Las recientes –y no tan recientes– crisis políticas en el país tienen como elemento común la ruptura de la confianza al interior de un círculo de poder. Sin entrar en juicios morales o jurídicos sobre las conductas reveladas, eso es lo que está detrás de la “traición” (como la han llamado muchos) de la secretaria personal al actual jefe del Estado en el escándalo Richard Swing y el consiguiente amago de vacancia presidencial. Nótese que secretaria deriva de “secreto”. Pero a su vez ese jefe del Estado conspiró defenestrar a su antecesor (al punto de nombrar primer ministro, aunque este primero negó que asumiría, al principal promotor de la destitución).

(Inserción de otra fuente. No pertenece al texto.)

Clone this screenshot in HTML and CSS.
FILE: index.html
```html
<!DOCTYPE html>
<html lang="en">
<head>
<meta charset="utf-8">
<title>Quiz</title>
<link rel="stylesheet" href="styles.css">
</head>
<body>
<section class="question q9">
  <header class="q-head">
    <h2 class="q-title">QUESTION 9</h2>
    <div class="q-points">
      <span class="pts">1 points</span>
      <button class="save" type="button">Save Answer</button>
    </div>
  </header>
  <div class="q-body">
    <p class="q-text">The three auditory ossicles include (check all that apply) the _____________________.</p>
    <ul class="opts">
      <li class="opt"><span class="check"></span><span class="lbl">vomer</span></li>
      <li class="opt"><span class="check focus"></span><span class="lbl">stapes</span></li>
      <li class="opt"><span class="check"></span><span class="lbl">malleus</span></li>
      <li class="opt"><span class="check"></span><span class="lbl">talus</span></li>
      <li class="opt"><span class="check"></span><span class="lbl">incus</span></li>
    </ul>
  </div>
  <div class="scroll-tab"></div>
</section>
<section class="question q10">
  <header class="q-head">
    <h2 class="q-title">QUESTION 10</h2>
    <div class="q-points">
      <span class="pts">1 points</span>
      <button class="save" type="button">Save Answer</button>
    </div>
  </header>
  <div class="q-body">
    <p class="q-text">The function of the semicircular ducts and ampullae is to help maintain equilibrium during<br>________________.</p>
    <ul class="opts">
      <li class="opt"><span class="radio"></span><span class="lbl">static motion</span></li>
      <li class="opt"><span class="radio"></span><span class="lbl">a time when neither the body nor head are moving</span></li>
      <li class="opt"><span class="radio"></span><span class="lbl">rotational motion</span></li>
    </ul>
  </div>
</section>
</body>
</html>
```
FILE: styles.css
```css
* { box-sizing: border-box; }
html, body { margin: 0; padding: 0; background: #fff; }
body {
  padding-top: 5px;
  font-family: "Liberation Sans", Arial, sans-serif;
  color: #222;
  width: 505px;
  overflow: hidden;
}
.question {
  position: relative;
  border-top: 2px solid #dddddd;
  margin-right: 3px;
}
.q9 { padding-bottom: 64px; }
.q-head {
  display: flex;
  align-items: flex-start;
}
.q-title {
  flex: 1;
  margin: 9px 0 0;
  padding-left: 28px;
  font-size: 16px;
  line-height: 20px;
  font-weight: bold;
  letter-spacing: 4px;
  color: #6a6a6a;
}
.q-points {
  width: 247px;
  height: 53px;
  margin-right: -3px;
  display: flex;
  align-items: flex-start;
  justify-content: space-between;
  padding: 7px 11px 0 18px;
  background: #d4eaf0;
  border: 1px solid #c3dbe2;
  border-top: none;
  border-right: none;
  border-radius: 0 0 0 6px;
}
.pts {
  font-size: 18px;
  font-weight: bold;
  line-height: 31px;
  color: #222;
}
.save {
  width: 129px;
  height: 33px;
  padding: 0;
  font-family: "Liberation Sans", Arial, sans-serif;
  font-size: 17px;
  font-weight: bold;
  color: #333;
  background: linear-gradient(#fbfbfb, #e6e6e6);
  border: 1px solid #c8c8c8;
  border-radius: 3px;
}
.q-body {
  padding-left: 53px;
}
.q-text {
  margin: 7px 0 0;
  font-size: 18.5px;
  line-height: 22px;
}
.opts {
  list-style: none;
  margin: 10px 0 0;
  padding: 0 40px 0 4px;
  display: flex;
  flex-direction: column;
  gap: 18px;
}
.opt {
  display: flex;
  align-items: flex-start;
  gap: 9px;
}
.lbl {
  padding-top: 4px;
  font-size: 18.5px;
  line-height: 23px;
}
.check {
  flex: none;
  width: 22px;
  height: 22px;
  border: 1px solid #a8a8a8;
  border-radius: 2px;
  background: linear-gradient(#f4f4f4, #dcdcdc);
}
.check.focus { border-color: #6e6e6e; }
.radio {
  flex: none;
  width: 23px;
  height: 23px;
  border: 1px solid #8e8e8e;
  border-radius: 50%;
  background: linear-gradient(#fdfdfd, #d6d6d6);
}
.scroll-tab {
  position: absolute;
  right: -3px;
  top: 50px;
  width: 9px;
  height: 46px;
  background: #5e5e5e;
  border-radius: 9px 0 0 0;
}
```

Intrigas y conspiraciones son parte de la historia política, económica, empresarial, social, criminal y hasta religiosa de la humanidad, desde el mito fundacional judeo-cristiano del Génesis –Caín y Abel– hasta los delatores de las trapacerías (criminales o no) de presidentes de EE.UU. como Richard Nixon o Donald Trump, pasando por las geniales piezas de teatro shakespeareanas y sus historias tristes de reyes muertos (y traicionados). En el Perú, se trata de una constante desde el advenimiento de la historia escrita (y tal vez desde antes), con la guerra fratricida entre Huáscar y Atahualpa, seguramente más compleja de lo que podían entender los cronistas españoles. Desde entonces, odios, envidias y traiciones constituyen el gran hilo conductor de nuestros (fallidos) intentos de convivencia.

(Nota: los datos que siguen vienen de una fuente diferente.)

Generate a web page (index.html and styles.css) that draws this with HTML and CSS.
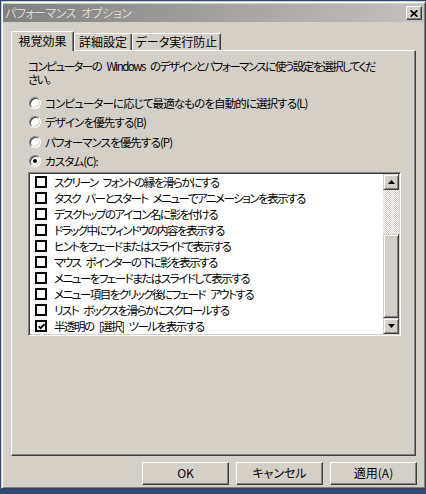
FILE: index.html
```html
<!DOCTYPE html>
<html lang="ja">
<head>
<meta charset="utf-8">
<title>パフォーマンス オプション</title>
<link rel="stylesheet" href="styles.css">
</head>
<body>
<div class="window">
  <div class="titlebar">
    <span class="title">パフォーマンス オプション</span>
    <span class="close"><svg width="8" height="7" viewBox="0 0 8 7"><path d="M0.6 0.4 L7.4 6.6 M7.4 0.4 L0.6 6.6" stroke="#000" stroke-width="1.7"/></svg></span>
  </div>
  <div class="content">
    <div class="tabs">
      <div class="tab tab-1 selected">視覚効果</div>
      <div class="tab tab-2">詳細設定</div>
      <div class="tab tab-3">データ実行防止</div>
    </div>
    <div class="panel">
      <p class="desc"><span class="line">コンピューターの Windows のデザインとパフォーマンスに使う設定を選択してくだ</span><span class="line">さい。</span></p>
      <div class="radios">
        <div class="radio"><span class="rb"></span>コンピューターに応じて最適なものを自動的に選択する(L)</div>
        <div class="radio"><span class="rb"></span>デザインを優先する(B)</div>
        <div class="radio"><span class="rb"></span>パフォーマンスを優先する(P)</div>
        <div class="radio"><span class="rb on"></span>カスタム(C):</div>
      </div>
      <div class="listbox">
        <ul class="items">
          <li class="item"><span class="cb"></span>スクリーン フォントの縁を滑らかにする</li>
          <li class="item"><span class="cb"></span>タスク バーとスタート メニューでアニメーションを表示する</li>
          <li class="item"><span class="cb"></span>デスクトップのアイコン名に影を付ける</li>
          <li class="item"><span class="cb"></span>ドラッグ中にウィンドウの内容を表示する</li>
          <li class="item"><span class="cb"></span>ヒントをフェードまたはスライドで表示する</li>
          <li class="item"><span class="cb"></span>マウス ポインターの下に影を表示する</li>
          <li class="item"><span class="cb"></span>メニューをフェードまたはスライドして表示する</li>
          <li class="item"><span class="cb"></span>メニュー項目をクリック後にフェード アウトする</li>
          <li class="item"><span class="cb"></span>リスト ボックスを滑らかにスクロールする</li>
          <li class="item"><span class="cb"><svg width="7" height="7" viewBox="0 0 7 7"><path d="M0.5 3 L2.6 5.2 L6.6 1" fill="none" stroke="#000" stroke-width="1.8"/></svg></span>半透明の [選択] ツールを表示する</li>
        </ul>
        <div class="scrollbar">
          <div class="sb-btn"><svg width="7" height="4" viewBox="0 0 7 4"><path d="M3.5 0 L7 4 L0 4 Z" fill="#000"/></svg></div>
          <div class="sb-track"></div>
          <div class="sb-thumb"></div>
          <div class="sb-btn"><svg width="7" height="4" viewBox="0 0 7 4"><path d="M0 0 L7 0 L3.5 4 Z" fill="#000"/></svg></div>
        </div>
      </div>
    </div>
    <div class="buttons">
      <div class="btn">OK</div>
      <div class="btn">キャンセル</div>
      <div class="btn">適用(A)</div>
    </div>
  </div>
</div>
</body>
</html>
```
FILE: styles.css
```css
* { box-sizing: border-box; }
html, body { margin: 0; padding: 0; }
body {
  width: 426px;
  height: 494px;
  overflow: hidden;
  background: #2b4a78;
  font-family: "Noto Sans CJK JP", "Noto Sans", sans-serif;
  font-size: 12px;
  color: #000;
  font-feature-settings: "palt" 1;
}
.window {
  margin: 1px 0 0 1px;
  width: 425px;
  height: 488px;
  background: #d4d0c8;
  border: 1px solid;
  border-color: #d4d0c8 #404040 #404040 #d4d0c8;
  box-shadow: inset 1px 1px #fff, inset -1px -1px #808080;
  padding: 1px;
  display: flex;
  flex-direction: column;
}
.titlebar {
  height: 18px;
  margin-top: 1px;
  background: linear-gradient(to right, #808080, #c4c2bf);
  display: flex;
  align-items: center;
  justify-content: space-between;
  padding: 0 2px;
  color: #dcd9d3;
  line-height: 16px;
}
.title { letter-spacing: -0.5px; word-spacing: 3px; }
.close {
  width: 16px;
  height: 14px;
  background: #d4d0c8;
  border: 1px solid;
  border-color: #fff #404040 #404040 #fff;
  box-shadow: inset -1px -1px #808080;
  display: flex;
  align-items: center;
  justify-content: center;
}
.close svg { display: block; }
.content {
  flex: 1;
  padding: 9px 7px 0 8px;
  display: flex;
  flex-direction: column;
}
.tabs {
  display: flex;
  align-items: flex-end;
  height: 20px;
  margin-bottom: -1px;
  position: relative;
  z-index: 1;
}
.tab {
  height: 17px;
  margin-bottom: 1px;
  border: 1px solid;
  border-bottom: none;
  border-color: #fff #404040 #404040 #fff;
  box-shadow: inset -1px 0 #808080;
  border-radius: 2px 2px 0 0;
  text-align: center;
  line-height: 14px;
  padding-top: 1px;
  background: #d4d0c8;
  white-space: nowrap;
}
.tab.selected {
  height: 20px;
  margin-bottom: 0;
  padding-top: 2px;
}
.tab-1 { width: 63px; }
.tab-2 { width: 58px; }
.tab-3 { width: 89px; }
.panel {
  width: 405px;
  height: 406px;
  border: 1px solid;
  border-color: #fff #404040 #404040 #fff;
  box-shadow: inset -1px -1px #808080;
  padding: 9px 0 0 16px;
}
.desc {
  margin: 0;
  font-size: 11.5px;
  letter-spacing: -1.5px;
  word-spacing: 4px;
  white-space: nowrap;
}
.desc .line {
  display: block;
  height: 13px;
  line-height: 13px;
}
.radios { margin-top: 7px; }
.radio {
  display: flex;
  align-items: center;
  height: 19.5px;
  white-space: nowrap;
  font-size: 11.5px;
  letter-spacing: -0.9px;
}
.rb {
  width: 12px;
  height: 12px;
  flex: none;
  border-radius: 50%;
  margin: 0 4px 0 1px;
  background: #fff;
  border: 1px solid;
  border-color: #808080 #fff #fff #808080;
  box-shadow: inset 1px 1px #404040, inset -1px -1px #d4d0c8;
  display: flex;
  align-items: center;
  justify-content: center;
}
.rb.on::after {
  content: "";
  width: 4px;
  height: 4px;
  background: #000;
  border-radius: 50%;
}
.listbox {
  margin-top: 1px;
  width: 373px;
  height: 164px;
  display: flex;
  background: #fff;
  border: 1px solid;
  border-color: #808080 #fff #fff #808080;
  box-shadow: inset 1px 1px #404040, inset -1px -1px #d4d0c8;
  padding: 1px;
}
.items {
  flex: 1;
  list-style: none;
  margin: 0;
  padding: 0;
  overflow: hidden;
}
.item {
  height: 16px;
  display: flex;
  align-items: center;
  padding-left: 5px;
  white-space: nowrap;
  line-height: 16px;
  font-size: 11.5px;
  letter-spacing: -1.5px;
  word-spacing: 4px;
}
.cb {
  width: 12px;
  height: 12px;
  flex: none;
  border: 2px solid #000;
  background: #fff;
  margin-right: 7px;
  display: flex;
  align-items: center;
  justify-content: center;
}
.cb svg { display: block; }
.scrollbar {
  width: 16px;
  flex: none;
  display: flex;
  flex-direction: column;
}
.sb-btn, .sb-thumb {
  background: #d4d0c8;
  border: 1px solid;
  border-color: #d4d0c8 #404040 #404040 #d4d0c8;
  box-shadow: inset 1px 1px #fff, inset -1px -1px #808080;
}
.sb-btn {
  height: 16px;
  display: flex;
  align-items: center;
  justify-content: center;
}
.sb-btn svg { display: block; }
.sb-track {
  height: 44px;
  background: repeating-conic-gradient(#fff 0 25%, #d4d0c8 0 50%) 0 0 / 2px 2px;
}
.sb-thumb { height: 84px; }
.buttons {
  display: flex;
  justify-content: flex-end;
  gap: 7px;
  margin-top: 6px;
}
.btn {
  width: 87px;
  height: 23px;
  background: #d4d0c8;
  border: 1px solid;
  border-color: #fff #404040 #404040 #fff;
  box-shadow: inset -1px -1px #808080;
  text-align: center;
  line-height: 20px;
  white-space: nowrap;
}
```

Según una encuesta del IEP de inicios del 2019, tan solo el 42% de peruanos creía que la gente es algo o muy confiable, y me parece razonable presumir que esa confianza interpersonal solo podría estar decayendo por efecto de la pandemia, que hace desconfiar del prójimo como posible agente de contagio, así como de la creciente interacción virtual, con su fariseísmo de redes sociales que degrada el debate publico a la mera demolición sistemática de las disidencias, y da lugar a una democracia y a una “justicia” cada vez más glandulares e impulsivas y menos cerebrales y razonables.
Y es que la convivencia requiere de instituciones. La institucionalidad, entendida como la eficaz y predecible aplicación de unas reglas de juego previamente acordadas, exige confianza entre los actores relevantes; por tanto, la traición tendría que ser la excepción. La democracia, al ser un sistema de delegación de la gestión de los bienes públicos a las autoridades, es –como he sostenido en artículos académicos– una suerte de fideicomiso o encargo fiduciario: una relación de confianza-lealtad.

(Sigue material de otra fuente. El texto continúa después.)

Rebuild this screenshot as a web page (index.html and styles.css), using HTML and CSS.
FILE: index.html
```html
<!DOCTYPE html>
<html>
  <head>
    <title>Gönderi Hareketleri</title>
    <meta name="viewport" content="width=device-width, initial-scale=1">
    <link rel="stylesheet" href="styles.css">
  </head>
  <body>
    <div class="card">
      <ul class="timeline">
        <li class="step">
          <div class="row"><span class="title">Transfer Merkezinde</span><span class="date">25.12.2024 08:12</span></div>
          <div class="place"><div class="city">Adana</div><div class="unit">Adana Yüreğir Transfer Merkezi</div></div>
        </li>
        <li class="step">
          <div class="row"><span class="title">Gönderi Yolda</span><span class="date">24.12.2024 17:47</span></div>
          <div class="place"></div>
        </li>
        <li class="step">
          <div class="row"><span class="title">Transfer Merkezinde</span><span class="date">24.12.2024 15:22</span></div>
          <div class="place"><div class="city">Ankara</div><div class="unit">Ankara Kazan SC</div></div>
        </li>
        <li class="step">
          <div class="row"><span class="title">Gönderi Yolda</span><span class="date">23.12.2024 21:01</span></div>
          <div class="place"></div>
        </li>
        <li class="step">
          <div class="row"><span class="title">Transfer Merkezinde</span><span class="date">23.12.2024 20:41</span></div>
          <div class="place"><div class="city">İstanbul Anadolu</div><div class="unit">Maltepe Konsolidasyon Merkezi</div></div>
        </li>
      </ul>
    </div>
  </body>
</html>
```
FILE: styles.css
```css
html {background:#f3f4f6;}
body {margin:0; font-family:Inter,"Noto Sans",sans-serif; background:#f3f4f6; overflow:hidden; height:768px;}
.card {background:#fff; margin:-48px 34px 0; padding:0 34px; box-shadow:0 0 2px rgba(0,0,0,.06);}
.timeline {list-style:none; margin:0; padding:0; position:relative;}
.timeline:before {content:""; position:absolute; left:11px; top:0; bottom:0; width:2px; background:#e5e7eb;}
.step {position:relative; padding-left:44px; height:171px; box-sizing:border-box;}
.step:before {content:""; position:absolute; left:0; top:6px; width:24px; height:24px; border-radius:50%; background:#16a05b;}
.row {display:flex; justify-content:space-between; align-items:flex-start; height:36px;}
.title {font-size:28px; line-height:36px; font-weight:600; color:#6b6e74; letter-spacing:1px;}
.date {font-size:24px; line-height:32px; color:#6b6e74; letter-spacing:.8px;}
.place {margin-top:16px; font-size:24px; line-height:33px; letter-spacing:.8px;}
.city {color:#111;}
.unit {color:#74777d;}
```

Pero la confianza no solo importa a nivel macro; hace pocos años un estudio del Instituto Integración encontró que la ética del trabajo de los peruanos es fortísima, y, sin embargo, ello no se traduce en una mayor productividad. Y no solo por deficiencias educativas; también por la energía desperdiciada en envidias, conflictividad, etc. El psicólogo social Jorge Yamamoto explica en una Ted Talk que según sus estudios empíricos la felicidad de los peruanos está fuertemente correlacionada con altos niveles de colaboración comunitaria… en grupos pequeños. Conforme más grande el espectro de la interacción y menos cosas en común entre los que ahí confluyen, aparecen variables como la envidia y hasta la ‘Schadenfreude’ (alegrarse por la desgracia ajena).
Sin embargo, el menor alcance tampoco asegura la colaboración. En mi experiencia empresarial, abogadil y como periodista económico, las intrigas y deslealtades al interior de las organizaciones privadas, con y sin fines de lucro, están también a la orden del día. Y, por cierto, en las familias.
¿Cómo crear, entonces, círculos concéntricos de confianza? El historiador israelí Yuval Noah Harari sostiene en su libro “Sapiens” que la colaboración humana a gran escala se ha logrado siempre que se ha instalado comunitariamente una narrativa que –sin necesidad de ser cierta– logre un nivel de identificación suficientemente extendido entre los individuos como para que todos, o la gran mayoría, crean en ella. Pone como ejemplos el cristianismo, la democracia, los derechos humanos, el capitalismo y hasta el dinero (moneda “fiduciaria”).
A nivel de las organizaciones, esa narrativa se vincula al propósito de la empresa. La gente colaborará (mejor) si cree en la finalidad trascendente –de impacto social— que esta persigue. A nivel país, el objetivo nacional de largo plazo que compartan todos los ciudadanos. La idea de un país moderno al bicentenario, objetivo propuesto por el anterior mandatario (PPK), ciertamente no caló. Se trata ahora de encontrar esa aspiración común a todos los peruanos para ponernos a trabajar. La pandemia nos dejará varias opciones.